20,000 hectares for bio-fuels
Dozens of farmers will partake in a project to grow sugar cane and oil palm destined to bio-fuel, in order to meet the local demand of ethanol and bio-diesel. The domestic market for those products is sure to expand next October, when a mix of gasoline and diesel with the mentioned bio-fuels will be enforced. On the one hand, 10,000 hectares (24,710 acres) will be destined to sugar cane for ethanol, and exactly the same area to oil palm for bio-diesel, according to Minister of Agriculture Javier Flores. The project is promoted by the Ministry of the Environment and by the Costa Rican Petroleum Refinery, and is listed among the priority ones in the Arias Administration. According to Minister Flores, the bio-fuel program is linked to the hope of expanding production and fighting the poverty that assails many farmers, who own small plots of land but so far have lacked the means to join production.
Focus on the United States
The Costa Rican Foreign Trade Promoter (PROCOMER in Spanish) must go deeper into probing and taking advantage of the United States market, according to a survey by an external consulting company. The study will be the basis for a re-launching of PROCOMER. Among other recommendations, the researchers said that an existing agreement with the Ministry of Foreign Affairs to use the Costa Rican embassies as a means to probe and promote trade has to be taken advantage of. Regarding the attraction of investment, the research found the need for improvement and recommended an institution specialized in that field, as a supplement to the current work done by the Costa Rican Coalition for Development Initiatives.
In the Security Council
With an attempt to get rid of participation in secondary committees, which would be an extra burden for the small delegation, Costa Rica launched its activities as a no-permanent member of the United Nations Security Council. The Tico delegation has only 16 members, including diplomats and staff, therefore the need to focus on the major tasks at the Council, Ambassador Jorge Urbina said. This Central American nation will partake in the Council for two years, which started on January 1st.

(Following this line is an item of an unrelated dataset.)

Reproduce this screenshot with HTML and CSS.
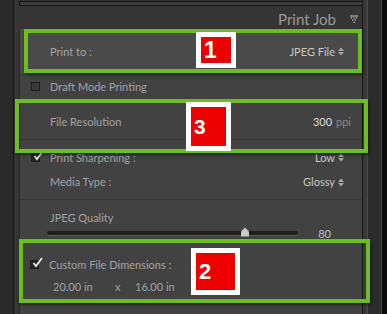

At least 1,000 poor students who got good grades in high school will have the opportunity to pursue college studies in Costa Rican private universities, thanks to an agreement between the Arias Administration and the higher learning institutions. The chairman of the Social Aid Institution (IMAS in Spanish) Jose Li explained that the students will be chosen among the 8,500 who obtained their high school diploma in December and had benefited from the “Avancemos” Program, which provides aid for students from poor families not to quit school.
Space coffee maker
The aerospace company Ad Astra Rocket and the Costa Rican Institute of Technology launched a research program aimed at developing a coffee maker that would be operational aboard spacecraft. The ambitious project goes beyond giving astronauts and space tourists the chance to enjoy freshly-brewed coffee, since it is also aimed at improving the research on chemical compounds for the development of medicines in space, which will be possible through infusions obtained using the space era coffee maker.
$5 million for forests
The Costa Rican carbon program is to receive $5 million, thanks to an agreement between the Central Volcanic Mountain Range Foundation for Development and U.S. organization Equator Environmental, which specializes in promoting investment in the carbon market around the world, but particularly in Latin America. The carbon market is locally known in Costa Rica as the payment for “environmental services”, which farmers receive for preserving their forested areas. This is so because of the ability of trees to absorb carbon dioxide, the leading gas in the greenhouse effect, and to produce oxygen.
Methyl bromide reduction
In the last 8 years, Costa Rica reduced by 60 percent the use of methyl bromide, a gas that damages the ozone layer and causes burns and even cardiac arrests in humans, the Regional Institute of Studies on Toxics (Universidad Nacional) reported. This product is used to disinfect the soil, to spray cereals, and in the protection of stored goods. In Costa Rica, it has been used mostly in cantaloupe and flower plantations. According to the programs under way, the country will be free of the use of this chemical by the year 2010.